I don’t think Bury have forgotten the early season pounding we gave them, and they let us know — 223-5 in 20 overs. In short it was a massacre, there is no better way of putting it.
Bury have been getting back to old ways over the last few weeks and we caught them at peak form.
Nathan Poole was probably the pick of our bowlers, certainly one of the least hungover anyway. And for the rest it was a hard slog.
We then batted even worse and lost a 20-over game by 175 runs – almost impossible to do.
The dreams of Barbados for the winners of the Cockspur Cup were sweated out as we chased the ball across the Victory Ground.
It was a sobering experience for some of our players, in more than one way.
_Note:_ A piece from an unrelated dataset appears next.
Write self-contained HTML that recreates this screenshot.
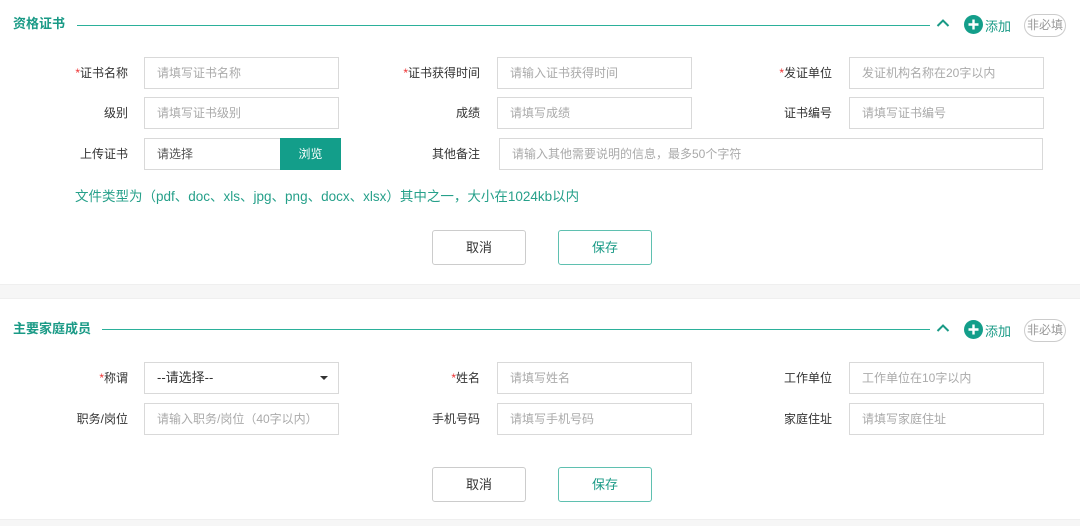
<!DOCTYPE html>
<html><head><meta charset="utf-8"><style>
*{margin:0;padding:0;box-sizing:border-box}
body{width:1080px;height:526px;background:#fff;position:relative;overflow:hidden;font-family:"Liberation Sans","Noto Sans CJK SC",sans-serif;font-size:12px;color:#333}
.a{position:absolute}
.t{font-size:13px;font-weight:bold;color:#1a9a86;line-height:16px}
.ln{height:1px;background:#2bb09a}
.lb{text-align:right;width:120px;line-height:32px;font-size:12px;color:#333}
.lb i{color:#e33;font-style:normal}
.in{border:1px solid #d9d9d9;height:32px;line-height:30px;padding-left:12px;color:#aaa;font-size:12px;background:#fff}
.btn{border:1px solid #ccc;border-radius:3px;text-align:center;line-height:33px;font-size:13px;width:94px;height:35px}
.pill{border:1px solid #ccc;border-radius:12px;width:42px;height:23px;line-height:21px;text-align:center;color:#999;font-size:12px}
</style></head><body>
<div class="a t" style="left:13px;top:16px">资格证书</div>
<div class="a ln" style="left:77px;top:25px;width:853px"></div>
<svg class="a" style="left:936px;top:18px" width="14" height="10"><path d="M1.5 8 L7 2.5 L12.5 8" stroke="#1a9a86" stroke-width="2" fill="none"/></svg>
<svg class="a" style="left:964px;top:15px" width="19" height="19"><circle cx="9.5" cy="9.5" r="9.5" fill="#139e8a"/><path d="M9.5 4.5v10M4.5 9.5h10" stroke="#fff" stroke-width="2.4"/></svg>
<div class="a" style="left:985px;top:16px;color:#1a9a86;font-size:13px">添加</div>
<div class="a pill" style="left:1024px;top:14px">非必填</div>

<div class="a lb" style="left:8px;top:57px"><i>*</i>证书名称</div>
<div class="a in" style="left:144px;top:57px;width:195px">请填写证书名称</div>
<div class="a lb" style="left:360px;top:57px"><i>*</i>证书获得时间</div>
<div class="a in" style="left:497px;top:57px;width:195px">请输入证书获得时间</div>
<div class="a lb" style="left:712px;top:57px"><i>*</i>发证单位</div>
<div class="a in" style="left:849px;top:57px;width:195px">发证机构名称在20字以内</div>

<div class="a lb" style="left:8px;top:97px">级别</div>
<div class="a in" style="left:144px;top:97px;width:195px">请填写证书级别</div>
<div class="a lb" style="left:360px;top:97px">成绩</div>
<div class="a in" style="left:497px;top:97px;width:195px">请填写成绩</div>
<div class="a lb" style="left:712px;top:97px">证书编号</div>
<div class="a in" style="left:849px;top:97px;width:195px">请填写证书编号</div>

<div class="a lb" style="left:8px;top:138px">上传证书</div>
<div class="a in" style="left:144px;top:138px;width:137px;color:#555">请选择</div>
<div class="a" style="left:280px;top:138px;width:61px;height:32px;background:#139e8a;color:#fff;text-align:center;line-height:32px">浏览</div>
<div class="a lb" style="left:360px;top:138px">其他备注</div>
<div class="a in" style="left:499px;top:138px;width:544px">请输入其他需要说明的信息，最多50个字符</div>

<div class="a" style="left:75px;top:185px;color:#26a08a;font-size:13.5px">文件类型为（pdf、doc、xls、jpg、png、docx、xlsx）其中之一，大小在1024kb以内</div>

<div class="a btn" style="left:432px;top:230px">取消</div>
<div class="a btn" style="left:558px;top:230px;border-color:#5fc0b0;color:#1a9a86">保存</div>

<div class="a" style="left:0;top:284px;width:1080px;height:15px;background:#f6f6f6;border-top:1px solid #efefef;border-bottom:1px solid #efefef"></div>

<div class="a t" style="left:13px;top:321px">主要家庭成员</div>
<div class="a ln" style="left:102px;top:329px;width:828px"></div>
<svg class="a" style="left:936px;top:323px" width="14" height="10"><path d="M1.5 8 L7 2.5 L12.5 8" stroke="#1a9a86" stroke-width="2" fill="none"/></svg>
<svg class="a" style="left:964px;top:320px" width="19" height="19"><circle cx="9.5" cy="9.5" r="9.5" fill="#139e8a"/><path d="M9.5 4.5v10M4.5 9.5h10" stroke="#fff" stroke-width="2.4"/></svg>
<div class="a" style="left:985px;top:321px;color:#1a9a86;font-size:13px">添加</div>
<div class="a pill" style="left:1024px;top:319px">非必填</div>

<div class="a lb" style="left:8px;top:362px"><i>*</i>称谓</div>
<div class="a in" style="left:144px;top:362px;width:195px;color:#333;font-size:13px">--请选择--</div>
<svg class="a" style="left:319px;top:375px" width="10" height="6"><path d="M1 1h8L5 5z" fill="#333"/></svg>
<div class="a lb" style="left:360px;top:362px"><i>*</i>姓名</div>
<div class="a in" style="left:497px;top:362px;width:195px">请填写姓名</div>
<div class="a lb" style="left:712px;top:362px">工作单位</div>
<div class="a in" style="left:849px;top:362px;width:195px">工作单位在10字以内</div>

<div class="a lb" style="left:8px;top:403px">职务/岗位</div>
<div class="a in" style="left:144px;top:403px;width:195px">请输入职务/岗位（40字以内）</div>
<div class="a lb" style="left:360px;top:403px">手机号码</div>
<div class="a in" style="left:497px;top:403px;width:195px">请填写手机号码</div>
<div class="a lb" style="left:712px;top:403px">家庭住址</div>
<div class="a in" style="left:849px;top:403px;width:195px">请填写家庭住址</div>

<div class="a btn" style="left:432px;top:467px">取消</div>
<div class="a btn" style="left:558px;top:467px;border-color:#5fc0b0;color:#1a9a86">保存</div>

<div class="a" style="left:0;top:519px;width:1080px;height:7px;background:#f6f6f6;border-top:1px solid #efefef"></div>
</body></html>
If the fantastic start we have had to this season made anyone get beyond themselves, Sunday will surely have brought them bumping back to earth, doubly so when Swardeston then beat us by eight wickets and with six overs left in the second round robin game of the day.
I am not being defeatist, just honest, when I say that while we continue to excel and hold our ground well in our Premier League, Division Three and Seven performances, there is a long way to go until we can match the talent pool and ability of the very best in East Anglia.
And in a strange way I think it will have done some good to get a Basil Fawlty-style thrashing, especially as it clearly highlighted where we need to be if we want to be up there with the best, and of course it also keeps our young guns’ feet firmly on the ground.